Aim of the exercise -
Gather every line of the entries that includes the word "screenshot".

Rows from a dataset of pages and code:
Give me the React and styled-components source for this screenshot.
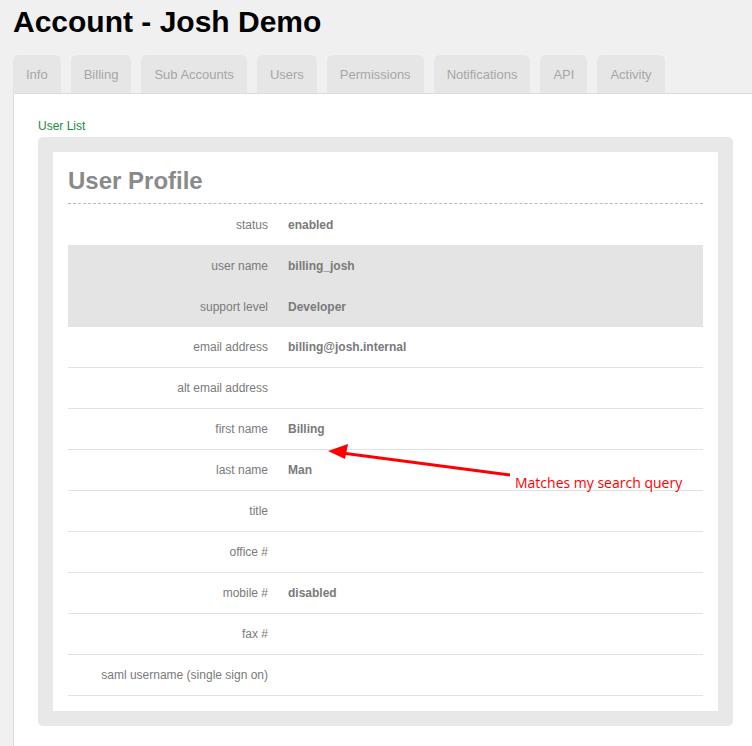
import React from 'react';
import styled, { createGlobalStyle } from 'styled-components';

const GlobalStyle = createGlobalStyle`
    html, body {
        margin: 0;
        padding: 0;
        background: #f0f0f0;
        font-family: "Liberation Sans", Arial, sans-serif;
    }
`

const Page = styled.div`
    padding: 4px 0 0 13px;
    min-height: 746px;
    box-sizing: border-box;
    overflow: hidden;
`

const Title = styled.h1`
    margin: 0 0 15px 0;
    font-size: 30px;
    font-weight: bold;
    color: #000;
    line-height: 36px;
`

const Tabs = styled.div`
    display: flex;
    gap: 10px;
`

const Tab = styled.div`
    height: 38px;
    padding: 0 13px;
    display: flex;
    align-items: center;
    background: #e6e6e6;
    border-radius: 6px 6px 0 0;
    color: #a6a6a6;
    font-size: 13px;
`

const Panel = styled.div`
    background: #fff;
    border-top: 1px solid #dcdcdc;
    border-left: 1px solid #dcdcdc;
    padding: 25px 19px 40px 24px;
    position: relative;
`

const Crumb = styled.a`
    display: block;
    color: #1a8a3c;
    font-size: 12px;
    line-height: 14px;
    margin-bottom: 4px;
    text-decoration: none;
`

const Card = styled.div`
    width: 695px;
    box-sizing: border-box;
    background: #e8e8e8;
    border-radius: 5px;
    padding: 15px;
`

const Inner = styled.div`
    background: #fff;
    padding: 15px 15px 15px 15px;
`

const Heading = styled.h2`
    margin: 0;
    padding-bottom: 8px;
    font-size: 24px;
    line-height: 28px;
    color: #8a8a8a;
    font-weight: bold;
    border-bottom: 1px dashed #bbb;
`

const Row = styled.div`
    display: grid;
    grid-template-columns: 200px 1fr;
    column-gap: 20px;
    align-items: center;
    height: 41px;
    box-sizing: border-box;
    font-size: 12px;
    color: #7a7a7a;
    background: ${p => (p.shade ? '#e4e4e4' : '#fff')};
    border-bottom: ${p => (p.line ? '1px solid #e2e2e2' : 'none')};
`

const Label = styled.div`
    text-align: right;
`

const Value = styled.div`
    font-weight: bold;
`

const Note = styled.div`
    position: absolute;
    left: 501px;
    top: 379px;
    color: #ff0000;
    font-family: "Open Sans", "DejaVu Sans", sans-serif;
    font-size: 14px;
`

const Arrow = styled.svg`
    position: absolute;
    left: 300px;
    top: 340px;
    overflow: visible;
`

const rows = [
    { label: 'status', value: 'enabled' },
    { label: 'user name', value: 'billing_josh', shade: true },
    { label: 'support level', value: 'Developer', shade: true },
    { label: 'email address', value: 'billing@josh.internal', line: true },
    { label: 'alt email address', value: '', line: true },
    { label: 'first name', value: 'Billing', line: true },
    { label: 'last name', value: 'Man', line: true },
    { label: 'title', value: '', line: true },
    { label: 'office #', value: '', line: true },
    { label: 'mobile #', value: 'disabled', line: true },
    { label: 'fax #', value: '', line: true },
    { label: 'saml username (single sign on)', value: '', line: true },
]

const tabs = ['Info', 'Billing', 'Sub Accounts', 'Users', 'Permissions', 'Notifications', 'API', 'Activity']

const App = () => {
    return (
    <Page>
        <GlobalStyle />
        <Title>Account - Josh Demo</Title>
        <Tabs>
            {tabs.map((t, i) => <Tab key={i}>{t}</Tab>)}
        </Tabs>
        <Panel>
            <Crumb href="#">User List</Crumb>
            <Card>
                <Inner>
                    <Heading>User Profile</Heading>
                    {rows.map((r, i) => (
                        <Row key={i} shade={r.shade} line={r.line}>
                            <Label>{r.label}</Label>
                            <Value>{r.value}</Value>
                        </Row>
                    ))}
                </Inner>
            </Card>
            <Arrow width="200" height="40" viewBox="0 0 200 40">
                <line x1="196" y1="41" x2="28" y2="19" stroke="#ff0000" strokeWidth="3" />
                <polygon points="14,17 34,10 31,25" fill="#ff0000" />
            </Arrow>
            <Note>Matches my search query</Note>
        </Panel>
    </Page>
    )
}

export default App;
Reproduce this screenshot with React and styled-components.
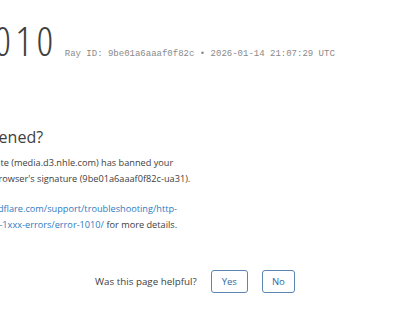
import React from "react";
import styled, { createGlobalStyle } from "styled-components";

const GlobalStyle = createGlobalStyle`
  html, body {
    margin: 0;
    padding: 0;
    background: #ffffff;
  }
  body {
    width: 400px;
    height: 312px;
    overflow: hidden;
    font-family: "Open Sans", "Noto Sans", Arial, sans-serif;
    color: #404040;
  }
`;

const Page = styled.div`
  width: 400px;
  height: 312px;
  overflow: hidden;
`;

const Content = styled.main`
  margin-left: -101px;
  width: 300px;
  padding-top: 18px;
`;

const TitleRow = styled.header`
  display: flex;
  align-items: baseline;
  gap: 7px;
  margin-left: -28px;
  white-space: nowrap;
`;

const Title = styled.h1`
  margin: 0;
  font-family: "Open Sans", sans-serif;
  font-weight: 300;
  font-stretch: 75%;
  letter-spacing: 4.5px;
  font-size: 41px;
  line-height: 44px;
  color: #404040;
`;

const RayId = styled.span`
  font-family: "Liberation Mono", "Courier New", monospace;
  font-size: 9px;
  color: #8a8a8a;
`;

const Heading = styled.h2`
  margin: 64px 0 0 18px;
  font-size: 16px;
  font-weight: 400;
  line-height: 22px;
  color: #404040;
  white-space: nowrap;
`;

const Para = styled.p`
  margin: ${(p) => p.$gap}px 0 0 0;
  font-size: 9.2px;
  line-height: 16px;
  color: #404040;
  white-space: nowrap;
`;

const Link = styled.a`
  color: #2f7bbf;
  text-decoration: none;
`;

const Feedback = styled.div`
  display: flex;
  align-items: center;
  gap: 14px;
  margin-top: 37px;
  padding-left: 95px;
`;

const Question = styled.span`
  font-size: 9.8px;
  color: #404040;
`;

const Button = styled.button`
  height: 23px;
  padding: 0 ${(p) => p.$pad}px;
  border: 1px solid #5b86b1;
  border-radius: 3px;
  background: #ffffff;
  color: #2f6aa3;
  font-family: "Open Sans", sans-serif;
  font-size: 9.5px;
  cursor: pointer;
`;

export default function App() {
  return (
    <Page>
      <GlobalStyle />
      <Content>
        <TitleRow>
          <Title>Error 1010</Title>
          <RayId>Ray ID: 9be01a6aaaf0f82c • 2026-01-14 21:07:29 UTC</RayId>
        </TitleRow>
        <Heading>What happened?</Heading>
        <Para $gap={7}>
          The owner of this website (media.d3.nhle.com) has banned your
          <br />
          access based on your browser's signature (9be01a6aaaf0f82c-ua31).
        </Para>
        <Para $gap={14}>
          <Link href="#">
            https://developers.cloudflare.com/support/troubleshooting/http-
            <br />
            status-codes/cloudflare-1xxx-errors/error-1010/
          </Link>{" "}
          for more details.
        </Para>
      </Content>
      <Feedback>
        <Question>Was this page helpful?</Question>
        <Button $pad={10}>Yes</Button>
        <Button $pad={9}>No</Button>
      </Feedback>
    </Page>
  );
}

Answer -
Give me the React and styled-components source for this screenshot.
Reproduce this screenshot with React and styled-components.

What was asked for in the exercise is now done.